How can I find what values should be assigned for ecx register before executing rdpmc instruction to capture specific events?? Also, I am wondering is there any single event that can tell me L1 miss happens for one memory load instruction in between two rdpmc instructions back to back like below.
c = XXX; //I don't know what value should be assigned for what perf counter..
asm volatile(
"lfence"
"rdpmc"
"lfence"
"mov (0xdeadbeef), %%r10"//read memory
"mov %%eax, %%r10 //read lower 32 bits of counter
"lfence"
"rdpmc" //another rdpmc to capture difference
"sub %%r10, %%eax //sub two counter to get difference
:"=a"(a)
:"c"(c)
:"r10", "edx");
I am currently using 9900k coffee lake machine, so I searched perf counter number for coffee lake machine in the intel manual.
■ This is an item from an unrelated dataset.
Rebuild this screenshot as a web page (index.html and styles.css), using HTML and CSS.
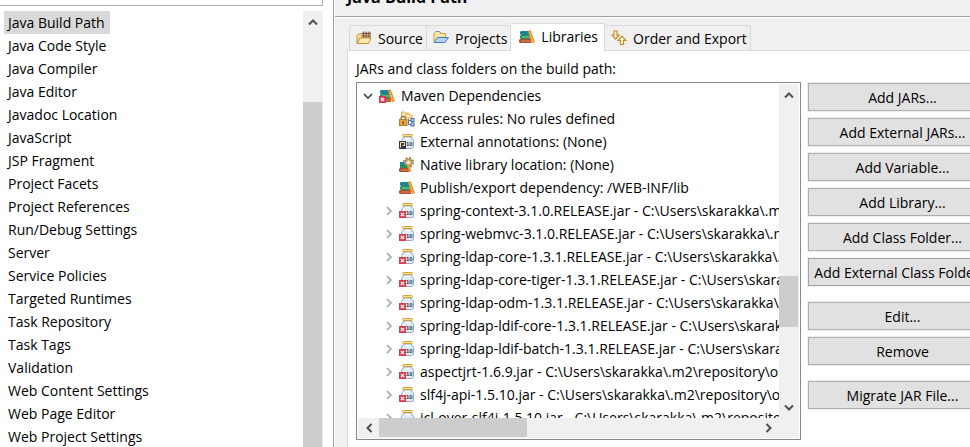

It seems that just capturing two MEM_LOAD_RETIRED.L1_HIT before and after the load instruction is enough to capture the event, but I am not sure whether it is okay to do so.. Also I don't know well how to encode that perf event as ecx register.
Lastly, I am wondering does the rdpmc instruction back-to-back require any serialization instructions. In my case, because I only put the load instruction and measure the L1d cache miss happens or not, I enclose the first rdpmc instruction with lfence instruction and put one more lfence instruction before last rdpmc to make sure the load instruction finish before second rdpmc.
Added code
asm volatile (
"lfence\n\t"
"rdpmc\n\t"
"lfence\n\t"
"mov %%eax, %%esi\n\t"
//measure
"mov (%4), %%r10\n\t"
"lfence\n\t"
"rdpmc\n\t"
"lfence\n\t"
"sub %%esi, %%eax\n\t"
"mov %%eax, (%0)\n\t"
:
:"r"(&perf[1]), "r"(&perf[2]), "r"(&perf[3]),
"r"(myAddr), "c"(0x0)
:"eax","edx","esi","r10", "memory");
Also I pinned my core number 3 with isolcpu and disable hyperthreading for testing. MSR register has been figured with below command
sudo wrmsr -p 3 0x186 0x4108D1 #L1 MISS